6) Estabeleçamos metas semanais.
7) Obtenhamos comentários ao nosso texto ainda nas primeiras versões.

Fase 3: finalizando
8) Comprometamo-nos a entregar.
9) Aceitemos e acolhamos as falhas e erros.
10) Escrevamos mais livros!

Todos os anos milhares de livros morrem nos arquivos daqueles que se tornariam escritores caso concluíssem seus esforços.
Talvez nós já tenhamos enfrentado essa situação: um conto inacabado, um poema pela metade, um ensaio inconcluso.
Sim, tememos muitos acasos vinculados à escrita (publicação, divulgação, sucesso), mas para lançar um best-seller é preciso antes escrever um best-seller.
Quero dizer: muitos (aspirantes a) escritores sentam-se e deixam as palavras fluírem, acreditando bastar isso para produzir grandes obras.
Estudando os maiores escritores aos quais tive acesso, descobri que não basta isso.
Todos eles têm algum método, algum ritual.
Nós não somos diferentes.
Portanto, aí vão mais algumas dicas sobre o processo.
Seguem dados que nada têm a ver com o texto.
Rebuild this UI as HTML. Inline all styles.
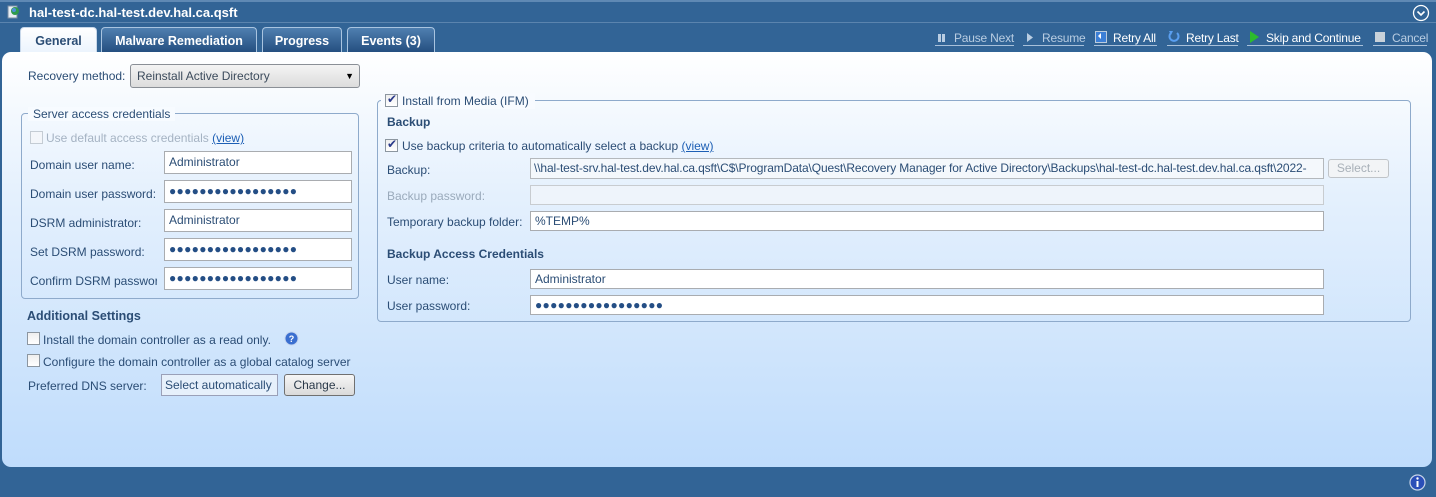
<!DOCTYPE html>
<html><head><meta charset="utf-8"><style>
*{box-sizing:border-box;margin:0;padding:0}
body{width:1436px;height:497px;background:#326496;font-family:"Liberation Sans",sans-serif;font-size:12px;color:#2b4d75;position:relative;overflow:hidden}
.a{position:absolute;white-space:nowrap}
.panel{position:absolute;left:2px;top:52px;width:1430px;height:415px;border-radius:9px;background:linear-gradient(#ffffff 0%,#e4f0fd 35%,#bfdcfc 100%)}
.tab{position:absolute;top:27px;height:26px;border:1px solid #a9c4e0;border-bottom:none;border-radius:4px 4px 0 0;background:linear-gradient(#4f7fb0,#234d7e);color:#fff;font-weight:bold;font-size:12.5px;text-align:center;line-height:26px}
.tab.sel{background:linear-gradient(#fff,#eaf3fd);color:#2b4d75;height:27px;border-color:#c8d8ea}
.tb{position:absolute;top:30px;color:#fff;font-size:12px;border-bottom:1px solid #a8c0da;height:16px;padding-left:19px;white-space:nowrap;letter-spacing:-0.2px;line-height:16px}
.tb.dis{color:#b9cde2}
.in{position:absolute;height:23px;background:#fff;border:1px solid #a9acb0;padding-left:4px;line-height:21px;color:#2b4d75;font-size:12px;white-space:nowrap}
.dots{letter-spacing:0.3px;font-size:12px;color:#244e85}
.cb{position:absolute;width:13px;height:13px;border:1px solid #8c96a0;background:linear-gradient(#eee,#fff)}
.grp{position:absolute;border:1px solid #8eaacb;border-radius:4px}
a{color:#1d5fb5;text-decoration:underline}
.b{font-weight:bold}
</style></head><body>
<div class="a" style="left:0;top:0;width:1436px;height:2px;background:#5f89b4"></div>
<div class="a" style="left:0;top:22px;width:1436px;height:1px;background:#5b84ae"></div>
<svg class="a" style="left:7px;top:5px" width="14" height="14"><rect x="1" y="1" width="9" height="12" fill="#e8eef4" stroke="#7a8ea4"/><circle cx="8" cy="6" r="4" fill="#2e9a4c"/><circle cx="7" cy="5" r="2" fill="#4d8fd8"/></svg>
<div class="a b" style="left:29px;top:5px;color:#fff;font-size:13px">hal-test-dc.hal-test.dev.hal.ca.qsft</div>
<svg class="a" style="left:1412px;top:4px" width="18" height="18"><circle cx="9" cy="9" r="7.5" fill="none" stroke="#fff" stroke-width="1.3"/><path d="M5.5 7.5 L9 11 L12.5 7.5" fill="none" stroke="#fff" stroke-width="1.6"/></svg>
<div class="tab sel" style="left:20px;width:77px">General</div>
<div class="tab" style="left:101px;width:156px">Malware Remediation</div>
<div class="tab" style="left:262px;width:80px">Progress</div>
<div class="tab" style="left:347px;width:88px">Events (3)</div>
<div class="tb dis" style="left:935px;width:79px">Pause Next</div>
<svg class="a" style="left:937px;top:33px" width="10" height="10"><rect x="1" y="1" width="3" height="8" fill="#b9cde2"/><rect x="5" y="1" width="3" height="8" fill="#b9cde2"/></svg>
<div class="tb dis" style="left:1023px;width:61px">Resume</div>
<svg class="a" style="left:1025px;top:32px" width="10" height="11"><path d="M2 1 L8 5.5 L2 10Z" fill="#b9cde2"/></svg>
<div class="tb" style="left:1094px;width:63px">Retry All</div>
<svg class="a" style="left:1095px;top:31px" width="12" height="12"><rect x="0.5" y="0.5" width="11" height="11" fill="#3c7fd6" stroke="#bcd"/><path d="M3 5 L6 2 L6 8Z" fill="#fff"/></svg>
<div class="tb" style="left:1167px;width:71px">Retry Last</div>
<svg class="a" style="left:1168px;top:30px" width="12" height="13"><path d="M3 3 A4.5 4.5 0 1 0 9 3" fill="none" stroke="#5a9ff0" stroke-width="2"/><path d="M1 1 L5 1 L3 5Z" fill="#5a9ff0"/></svg>
<div class="tb" style="left:1247px;width:116px">Skip and Continue</div>
<svg class="a" style="left:1249px;top:30px" width="11" height="14"><path d="M1 1 L10 7 L1 13Z" fill="#2dbb2d"/></svg>
<div class="tb dis" style="left:1373px;width:54px">Cancel</div>
<svg class="a" style="left:1375px;top:32px" width="10" height="10"><rect x="0" y="0" width="10" height="10" fill="#c9d2da"/></svg>

<div class="panel"></div>
<div class="a" style="left:28px;top:69px">Recovery method:</div>
<div class="a" style="left:130px;top:64px;width:230px;height:24px;border:1px solid #8a8f96;border-radius:3px;background:linear-gradient(#f4f4f4,#dcdcdc);padding-left:6px;line-height:22px;color:#3c4b5c">Reinstall Active Directory<span style="position:absolute;right:5px;font-size:9px;color:#000">▼</span></div>

<div class="grp" style="left:21px;top:113px;width:338px;height:186px"></div>
<div class="a" style="left:28px;top:107px;background:#f7fbff;padding:0 5px;color:#2b4d75">Server access credentials</div>
<div class="cb" style="left:30px;top:131px;border-color:#c4ccd4;background:#f3f6fa"></div>
<div class="a" style="left:46px;top:131px;color:#a5b3c3">Use default access credentials <a>(view)</a></div>
<div class="a" style="left:30px;top:158px">Domain user name:</div>
<div class="in" style="left:164px;top:151px;width:188px">Administrator</div>
<div class="a" style="left:30px;top:187px">Domain user password:</div>
<div class="in dots" style="left:164px;top:180px;width:188px">●●●●●●●●●●●●●●●●●</div>
<div class="a" style="left:30px;top:216px">DSRM administrator:</div>
<div class="in" style="left:164px;top:209px;width:188px">Administrator</div>
<div class="a" style="left:30px;top:245px">Set DSRM password:</div>
<div class="in dots" style="left:164px;top:238px;width:188px">●●●●●●●●●●●●●●●●●</div>
<div class="a" style="left:30px;top:274px;width:127px;overflow:hidden">Confirm DSRM password:</div>
<div class="in dots" style="left:164px;top:267px;width:188px">●●●●●●●●●●●●●●●●●</div>

<div class="a b" style="left:27px;top:309px;font-size:12.5px">Additional Settings</div>
<div class="cb" style="left:27px;top:332px"></div>
<div class="a" style="left:43px;top:333px">Install the domain controller as a read only.</div>
<svg class="a" style="left:284px;top:331px" width="15" height="15"><circle cx="7.5" cy="7.5" r="6.5" fill="#3a6fd0" stroke="#c4d4ee"/><text x="7.5" y="11" font-size="9" fill="#fff" text-anchor="middle" font-weight="bold" font-family="Liberation Sans">?</text></svg>
<div class="cb" style="left:27px;top:354px"></div>
<div class="a" style="left:43px;top:355px">Configure the domain controller as a global catalog server</div>
<div class="a" style="left:28px;top:379px">Preferred DNS server:</div>
<div class="a" style="left:161px;top:374px;width:117px;height:22px;border:1px solid #9aa0b8;padding-left:3px;line-height:20px;background:#e6f0fb">Select automatically</div>
<div class="a" style="left:284px;top:374px;width:71px;height:22px;border:1px solid #707070;border-radius:3px;background:linear-gradient(#f6f6f6,#dadada);text-align:center;line-height:20px;color:#2b3a4a">Change...</div>

<div class="grp" style="left:377px;top:100px;width:1034px;height:222px"></div>
<div class="a" style="left:381px;top:93px;background:#f8fbff;padding:0 4px 0 4px;width:154px;height:16px"></div>
<div class="cb" style="left:385px;top:94px"></div>
<div class="a" style="left:387px;top:92px;font-size:12px;color:#2a3a8a">✔</div>
<div class="a" style="left:402px;top:94px">Install from Media (IFM)</div>
<div class="a b" style="left:387px;top:115px">Backup</div>
<div class="cb" style="left:385px;top:139px"></div>
<div class="a" style="left:387px;top:137px;color:#2a3a8a">✔</div>
<div class="a" style="left:402px;top:139px">Use backup criteria to automatically select a backup <a>(view)</a></div>
<div class="a" style="left:387px;top:163px">Backup:</div>
<div class="in" style="left:530px;top:158px;overflow:hidden;background:#f4f8fc;border-color:#b4b8bc;height:21px;line-height:19px;width:794px;font-size:12px;letter-spacing:-0.12px;padding-left:3px">\\hal-test-srv.hal-test.dev.hal.ca.qsft\C$\ProgramData\Quest\Recovery Manager for Active Directory\Backups\hal-test-dc.hal-test.dev.hal.ca.qsft\2022-</div>
<div class="a" style="left:1328px;top:159px;width:61px;height:19px;border:1px solid #c0c4c8;border-radius:3px;background:#f2f4f6;color:#a8b0b8;text-align:center;line-height:17px">Select...</div>
<div class="a" style="left:387px;top:189px;color:#9aaabb">Backup password:</div>
<div class="in" style="left:530px;top:185px;width:794px;height:20px;background:#eef4fb;border-color:#c8ccd0"></div>
<div class="a" style="left:387px;top:215px">Temporary backup folder:</div>
<div class="in" style="left:530px;top:211px;width:794px;height:20px;line-height:18px">%TEMP%</div>
<div class="a b" style="left:387px;top:247px">Backup Access Credentials</div>
<div class="a" style="left:387px;top:273px">User name:</div>
<div class="in" style="left:530px;top:269px;width:794px;height:20px;line-height:18px">Administrator</div>
<div class="a" style="left:387px;top:299px">User password:</div>
<div class="in dots" style="left:530px;top:295px;width:794px;height:20px;line-height:18px">●●●●●●●●●●●●●●●●●</div>

<svg class="a" style="left:1409px;top:474px" width="17" height="17"><circle cx="8.5" cy="8.5" r="7.5" fill="#2a4fb8" stroke="#c8d4e8" stroke-width="1.2"/><rect x="7.5" y="7" width="2" height="6" fill="#fff"/><circle cx="8.5" cy="4.5" r="1.2" fill="#fff"/></svg>
</body></html>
11) Escrevamos apenas uma parte (capítulo, cena, diálogo, conto, poema etc.) por vez.
12) Comecemos pequeno, visando a produzir longas obras quando experientes.
13) Recebamos comentários e feedback cedo (nas primeiras versões).
14) Mantenhamos uma lista de inspirações sempre acessível.
15) Mantenhamos um diário durante a escrita, acompanhando nosso processo e sua evolução.
16) Entreguemos constantemente. Algumas vezes será difícil escrever, outras vezes, fácil – inspiração é apenas o resultado do esforço persistente. A Musa só virá quando mostrarmos a ela quem é que manda!
17) Descansemos frequentemente. Planejemos nossos descansos em vez de cairmos na procrastinação: alguns minutos durante a produção ou mesmo alguns dias sem produzir.
18) Quando produzirmos, removamos distrações e foquemos apenas no trabalho.
19) Acaso seja difícil produzir isoladamente, busquemos ambientes em que outros estejam produzindo a fim de nos aclimatarmos.
20) Não editemos durante a criação. Criemos livremente, livre de juízos rígidos sobre nós mesmos e (auto)críticas a nossas criações. Assim, teremos muito mais material para editar quando concluirmos.